Saturday, May 13, 2017

133 - Calcutta, 1969, France. Dir. Louis Malle.

Saturday, May 13, 2017

133 - Calcutta, 1969, France. Dir. Louis Malle.

Louis Malle turns his gaze to India.

Calcutta.

People in the river.

Herds of cows passing busses and trains.

Elephants in the streets.

Men rubbing the backs of other men.  Rubbing their faces.

People sitting on the sidewalks.  Lying on the side of the road.

People boarding busses.  Riding trains.  Walking.  Sitting on mats.  Lying down.

Calcutta is the city of Mother Theresa.  The Mothers of Charity.  Caring for the sick.  Providing for the poor.

The Dying Room.  Where people go to die.  Some survive and return to the streets.

Soldiers.  Marchers.  Protesters.

The United Front.  Composed of Center-Left to Communist.  Governed West Bengal after the elections of 1967.

Overthrown.

Martial law declared.

Assemblies of more than five people forbidden.

Every afternoon in front of the governor's palace, partisans of the United Front defy the law.

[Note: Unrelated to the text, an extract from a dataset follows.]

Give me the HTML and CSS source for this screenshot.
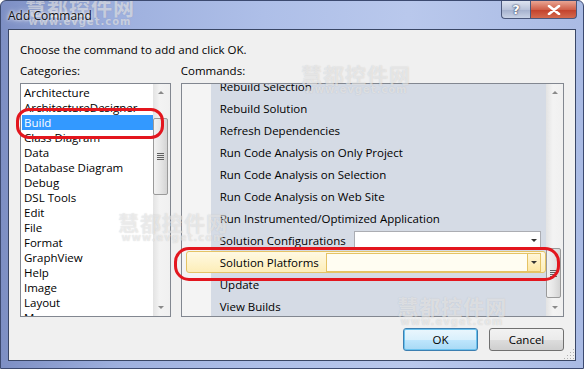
FILE: index.html
```html
<!DOCTYPE html>
<html lang="en">
<head>
  <meta charset="UTF-8">
  <title>Add Command</title>
  <link rel="stylesheet" href="styles.css">
</head>
<body>
  <div class="window">
    <div class="titlebar">
      <span class="title">Add Command</span>
      <div class="caption-btns">
        <span class="btn-help">?</span>
        <span class="btn-close">
          <svg width="14" height="10" viewBox="0 0 14 10"><path d="M2 1 L12 9 M12 1 L2 9" stroke="#fff" stroke-width="2.6" stroke-linecap="round"/></svg>
        </span>
      </div>
    </div>

    <div class="client">
      <p class="intro">Choose the command to add and click OK.</p>

      <div class="columns">
        <div class="col col-cat">
          <div class="label">Categories:</div>
          <div class="listbox">
            <ul class="cat-list">
              <li>Architecture</li>
              <li>ArchitectureDesigner</li>
              <li class="selected">Build</li>
              <li>Class Diagram</li>
              <li>Data</li>
              <li>Database Diagram</li>
              <li>Debug</li>
              <li>DSL Tools</li>
              <li>Edit</li>
              <li>File</li>
              <li>Format</li>
              <li>GraphView</li>
              <li>Help</li>
              <li>Image</li>
              <li>Layout</li>
              <li>Macros</li>
            </ul>
            <div class="vscroll">
              <span class="arrow up"></span>
              <div class="track"><div class="thumb cat-thumb"><span class="grip"></span></div></div>
              <span class="arrow down"></span>
            </div>
          </div>
        </div>

        <div class="col col-cmd">
          <div class="label">Commands:</div>
          <div class="listbox">
            <div class="cmd-view">
              <ul class="cmd-list">
                <li>Rebuild Selection</li>
                <li>Rebuild Solution</li>
                <li>Refresh Dependencies</li>
                <li>Run Code Analysis on Only Project</li>
                <li>Run Code Analysis on Selection</li>
                <li>Run Code Analysis on Web Site</li>
                <li>Run Instrumented/Optimized Application</li>
                <li>Solution Configurations <span class="combo"><span class="combo-arrow"></span></span></li>
                <li class="hot">Solution Platforms <span class="combo combo-hot"><span class="combo-arrow"></span></span></li>
                <li>Update</li>
                <li>View Builds</li>
              </ul>
            </div>
            <div class="vscroll">
              <span class="arrow up"></span>
              <div class="track"><div class="thumb cmd-thumb"><span class="grip"></span></div></div>
              <span class="arrow down"></span>
            </div>
          </div>
        </div>
      </div>

      <div class="buttons">
        <button class="btn btn-default">OK</button>
        <button class="btn">Cancel</button>
      </div>
      <span class="size-grip"></span>
    </div>

    <!-- annotations -->
    <span class="mark mark-build"></span>
    <span class="mark mark-platforms"></span>

    <!-- watermarks -->
    <div class="wm wm-1">慧都控件网<small>www.evget.com</small></div>
    <div class="wm wm-2">慧都控件网<small>www.evget.com</small></div>
    <div class="wm wm-3">慧都控件网<small>www.evget.com</small></div>
    <div class="wm wm-4">慧都控件网<small>www.evget.com</small></div>
  </div>
</body>
</html>
```

FILE: styles.css
```css
body {
  margin: 0;
  background: #ffffff;
  font-family: "Open Sans", "Noto Sans", sans-serif;
  font-size: 11.5px;
  color: #000;
}

.window {
  position: relative;
  width: 584px;
  height: 369px;
  box-sizing: border-box;
  display: flex;
  flex-direction: column;
  overflow: hidden;
  background: linear-gradient(to right, #7d8fc4 0%, #9eb0de 20%, #aebfe8 45%, #b9c8ec 70%, #aabbe4 100%);
  border: 1px solid #3c4a70;
  border-radius: 6px 6px 0 0;
}

.titlebar {
  position: relative;
  z-index: 2;
  height: 28px;
  display: flex;
  align-items: flex-start;
  justify-content: space-between;
  flex-shrink: 0;
}

.title {
  margin: 6px 0 0 7px;
  font-size: 12px;
  color: #111;
  text-shadow: 0 0 6px #fff, 0 0 3px #fff;
}

.caption-btns {
  display: flex;
  margin-right: 6px;
}

.btn-help, .btn-close {
  height: 18px;
  border: 1px solid #4b587c;
  border-top: none;
  display: flex;
  align-items: center;
  justify-content: center;
  box-sizing: border-box;
}

.btn-help {
  width: 29px;
  border-radius: 0 0 0 4px;
  border-right: none;
  background: linear-gradient(#dde3f0, #b9c3da 50%, #a3afcc 51%, #c8d2e6);
  color: #fff;
  font-family: "DejaVu Sans", sans-serif;
  font-weight: bold;
  font-size: 13px;
  text-shadow: 0 0 2px #2c3656, 0 0 1px #2c3656;
}

.btn-close {
  width: 47px;
  border-radius: 0 0 4px 0;
  background: linear-gradient(#e9a593, #d0604a 50%, #c2402a 51%, #d46a4e);
}

.client {
  position: relative;
  flex: 1;
  margin: 0 7px 7px 7px;
  background: #f0f0f0;
  border: 1px solid #3a4766;
  padding: 11px 11px 7px 11px;
  display: flex;
  flex-direction: column;
}

.intro {
  margin: 0;
  line-height: 18px;
}

.columns {
  display: flex;
  gap: 10px;
  margin-top: 4px;
}

.label {
  line-height: 16px;
  margin-bottom: 4px;
}

.col-cat { width: 151px; }
.col-cmd { width: 384px; }

.listbox {
  height: 234px;
  box-sizing: border-box;
  border: 1px solid #828790;
  background: #fff;
  display: flex;
  overflow: hidden;
}

.cat-list {
  flex: 1;
  list-style: none;
  margin: 1px 0 0 1px;
  padding: 0;
  overflow: hidden;
}

.cat-list li {
  height: 15px;
  line-height: 15px;
  padding-left: 2px;
  white-space: nowrap;
}

.cat-list li.selected {
  background: #3399ff;
  color: #fff;
}

.vscroll {
  width: 17px;
  flex-shrink: 0;
  display: flex;
  flex-direction: column;
  background: linear-gradient(to right, #e3e3e3, #f3f3f3 40%, #f0f0f0);
}

.arrow {
  height: 17px;
  display: flex;
  align-items: center;
  justify-content: center;
}

.arrow::before {
  content: "";
  border-left: 3px solid transparent;
  border-right: 3px solid transparent;
}

.arrow.up::before { border-bottom: 3px solid #8a8a8a; }
.arrow.down::before { border-top: 3px solid #8a8a8a; }

.track {
  flex: 1;
}

.thumb {
  width: 15px;
  box-sizing: border-box;
  border: 1px solid #9a9a9a;
  border-radius: 2px;
  background: linear-gradient(to right, #f2f2f2, #e6e6e6 50%, #d4d4d4);
  display: flex;
  align-items: center;
  justify-content: center;
}

.cat-thumb { margin-top: 17px; height: 77px; }
.cmd-thumb { margin-top: 147px; height: 50px; }

.grip {
  width: 7px;
  height: 7px;
  background: repeating-linear-gradient(#606060 0 1px, transparent 1px 2px);
}

.cmd-view {
  flex: 1;
  overflow: hidden;
  background: linear-gradient(to right, #f4f4f4 29px, #d5dbe5 29px);
}

.cmd-list {
  list-style: none;
  margin: -9px 0 0 0;
  padding: 0;
}

.cmd-list li {
  height: 22px;
  display: flex;
  align-items: center;
  padding-left: 38px;
  padding-right: 5px;
  white-space: nowrap;
}

.cmd-list li.hot {
  margin-left: 4px;
  padding-left: 33px;
  border: 1px solid #e5c365;
  border-radius: 3px;
  box-sizing: border-box;
  background: linear-gradient(#fff9e3, #fdeeb8);
  padding-right: 4px;
}

.combo {
  flex: 1;
  height: 18px;
  margin-left: 8px;
  box-sizing: border-box;
  border: 1px solid #abadb3;
  background: #fff;
  display: flex;
  justify-content: flex-end;
}

.combo-arrow {
  width: 12px;
  display: flex;
  align-items: center;
  justify-content: center;
}

.combo-arrow::before {
  content: "";
  border-left: 3px solid transparent;
  border-right: 3px solid transparent;
  border-top: 3px solid #333;
}

.combo-hot {
  height: 19px;
  margin-left: 7px;
  border-color: #e5c365;
  background: #fffdf2;
}

.combo-hot .combo-arrow {
  border-left: 1px solid #e5c365;
  background: linear-gradient(#fff6d8, #fde7a4);
}

.buttons {
  display: flex;
  justify-content: flex-end;
  gap: 11px;
  margin-top: 11px;
}

.btn {
  width: 75px;
  height: 23px;
  border: 1px solid #707070;
  border-radius: 3px;
  background: linear-gradient(#f2f2f2, #ebebeb 50%, #dddddd 51%, #cfcfcf);
  font-family: inherit;
  font-size: 11.5px;
  color: #000;
  padding: 0;
}

.btn-default {
  border-color: #3c7fb1;
  background: linear-gradient(#eaf6fd, #d9f0fc 50%, #bee6fd 51%, #a7d9f5);
  box-shadow: inset 0 0 0 1px #6ac2ee;
}

.size-grip {
  position: absolute;
  right: 1px;
  bottom: 1px;
  width: 11px;
  height: 11px;
  background: radial-gradient(circle, #b0b0b0 0.8px, transparent 1px) 0 0 / 3px 3px;
  clip-path: polygon(100% 0, 100% 100%, 0 100%);
}

.mark {
  position: absolute;
  border: 3px solid #e3161e;
  box-sizing: border-box;
}

.mark-build {
  left: 15px;
  top: 107px;
  width: 148px;
  height: 31px;
  border-radius: 13px;
}

.mark-platforms {
  left: 173px;
  top: 246px;
  width: 386px;
  height: 34px;
  border-radius: 15px;
}

.wm {
  position: absolute;
  z-index: 1;
  font-family: "Noto Sans CJK SC", sans-serif;
  font-weight: bold;
  font-size: 21px;
  letter-spacing: 1px;
  line-height: 22px;
  color: rgba(255, 255, 255, 0.5);
  text-shadow: 0 0 1px rgba(110, 110, 110, 0.3);
  pointer-events: none;
  display: flex;
  flex-direction: column;
  align-items: center;
}

.wm small {
  font-family: "DejaVu Sans", sans-serif;
  font-size: 10px;
  line-height: 10px;
  letter-spacing: 1px;
}

.wm-1 { left: 24px; top: -6px; }
.wm-2 { left: 300px; top: 62px; }
.wm-3 { left: 117px; top: 210px; }
.wm-4 { left: 396px; top: 294px; }
```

The police arrest them and take them away in vans without violence on either side.

Today it is the women's organizations who are demonstrating.  The orange flag and trident are symbols of a religious sect.

Slogans.

"They call that Ghandism.  We call it fascism!"

"Long live the revolution!"

"Bengal, another Vietnam!"

These women will spend three days in prison, some with their children.

Kumartoli.  In the northern part of the city.  Artisans prepare clay statues of naked women.  For the festival of Saraswati.  Goddess of Wisdom.  Wife of Brahma.  Protectress of Students.

They dress them.  They paint them.

The statues are expensive.

The people are poor.

Thousands of statues are sold.

A man drums with thin sticks.  Others join him.

The day before the festival, drummers drum on the sidewalks.  They are paid for their services.

Students dance.  Students from the University of Calcutta.

The statues are displayed for a week.  Before the houses and in the streets.

Then the statues are brought in solemn procession to the river.  And plunged in.

The horse track.  Horses race from right to left.  Clockwise.  Standing attendees dressed in white.  Those seated dressed in suits and contemporary dress.

The memorial to Queen Victoria.

Louis Malle tells us that Calcutta did not exist until the British built a fort on the site of a fishing village.  A trading post.

In the 18th century the British East India Company drew from the resources of Bengal.

The Royal Calcutta Golf Club.  Surrounded by high walls.  Filled with portraits of Queen Elizabeth and the Duke of Edinburgh.

Originally in Bengal, there were jute fields to the east and jute factories to the west.  After the partition of 1947, the jute fields ended up in East Pakistan and the jute factories in India.  India had to create new jute fields where there once were rice fields.

Bengal, once a rice exporter, now struggles to feed its people.

Workers in the jute factory in India are refugees from Pakistan.

Workers ride on top of trains.  And hang on the side.  They enter from the outskirts into the city.  To work or to sell their wares in the market.

Many manage to ride without a ticket.  The train is in debt.  The train might close.

Men carry large baskets on their heads.

Greater Calcutta has more than 8,000,000 residents.  (Today it is around 14,000,000.)

The population has tripled since independence. 

2,000,000 refugees have come from Pakistan.

Immigrants enter from the countryside.

Food is rationed.

Residents use ration cards for rice, sugar, and oil.

Today is the festival of the Chinese New Year.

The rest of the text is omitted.